The Indiana patient who was diagnosed with MERS was a healthcare worker who had returned from Saudi Arabia four days before he was admitted to Community Hospital on April 28. He has since been discharged from the hospital and, according to the Centers for Disease Control and Prevention (CDC), is fully recovered.
Alan Kumar, MD, Community Hospital’s CMIO, said that the ability to get these various technologies—such as the hospital’s EMR and real-time locating system (RLTS)—to work in combination helped providers identify any potential information gaps that could have made containing MERS more difficult.
“The big advantage we had was having a fairly robust EMR—we use Epic—and we use it in a variety of ways to log interactions with patients at different levels, clinical and non-clinical,” said Kumar. “So, for example, anyone that interacts with the patient medically is going to be in the clinical chart. But, additionally, whenever a tech enters vital signs, or a social worker comes into contact with the patient, or even when housekeeping staff comes into contact with a patient’s room, it is logged in Epic.”
But there are cases in which persons could come into contact with patients without that being logged into the EMR, and that’s where the RTLS comes in. For example, Kumar explained, if a patient hits a call light because he or she needs a glass of water or an extra blanket, that interaction won’t be logged. “But this [the RTLS] is able to keep track of all those other people who interact with the patient,” he said. “Between the two systems we were pretty much able to catch every interaction with that [MERS] patient prior to the full contact and airborne isolation precautions. That also allowed us to pretty easily capture our entire group of at risk employees and isolate them from the rest of the hospital workers, patients and visitors.”
The ability to track all of the caregivers who came into contact with the patient, and the amount of time they spent with them, is also giving the CDC some useful data regarding the amount of exposure to a person infected with MERS it takes for the virus to be transmitted, Kumar said.
This was Kumar’s second interaction with the CDC—the first was a possible SARS (Severe Acute Respiratory Syndrome) case about a decade ago that turned out to be negative. Since this case was confirmed, it involved a lot of collaboration between the CDC, the Indiana Department of Health and the hospital, said Kumar. Six investigators from the CDC were dispatched to Munster, but functioned in an advisory role, he said. “They’re there to collect information from an epidemiological point of view because that’s where their skillset lies.”
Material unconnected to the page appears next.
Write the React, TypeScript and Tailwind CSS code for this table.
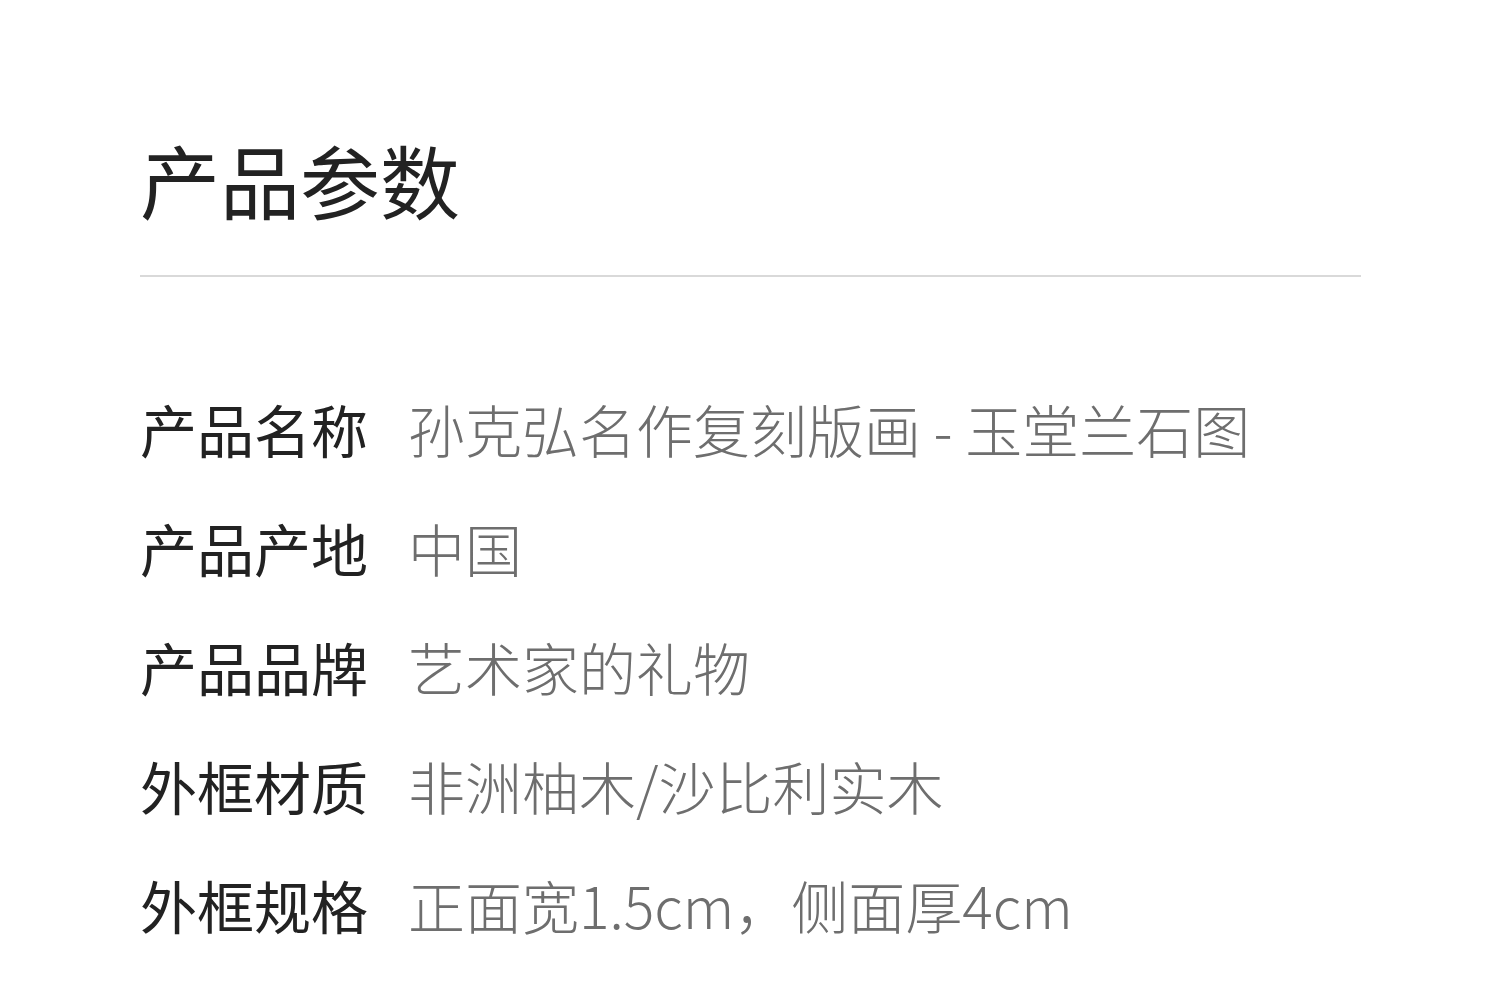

As far as lessons learned from a CMIO perspective during the MERS episode, Kumar suggested that depending on the role a CMIO plays in an organization, “there could be times when you are going to have to do a significant amount of medical management.
“I’m not sure how many CMIO’s function in that capacity, but I did, and it worked out well since I was central to all of the processes that were going on,” he said. “I think a good CMIO needs to have various skillsets, and in the past I took some refresher classes in medicine and media relations—what to say, how to say it and how best to present yourself so that you are giving an even, cohesive message. In this case I think it helped prevent any kind of panic because we were able to send out a clean, cohesive message to all parties concerned.”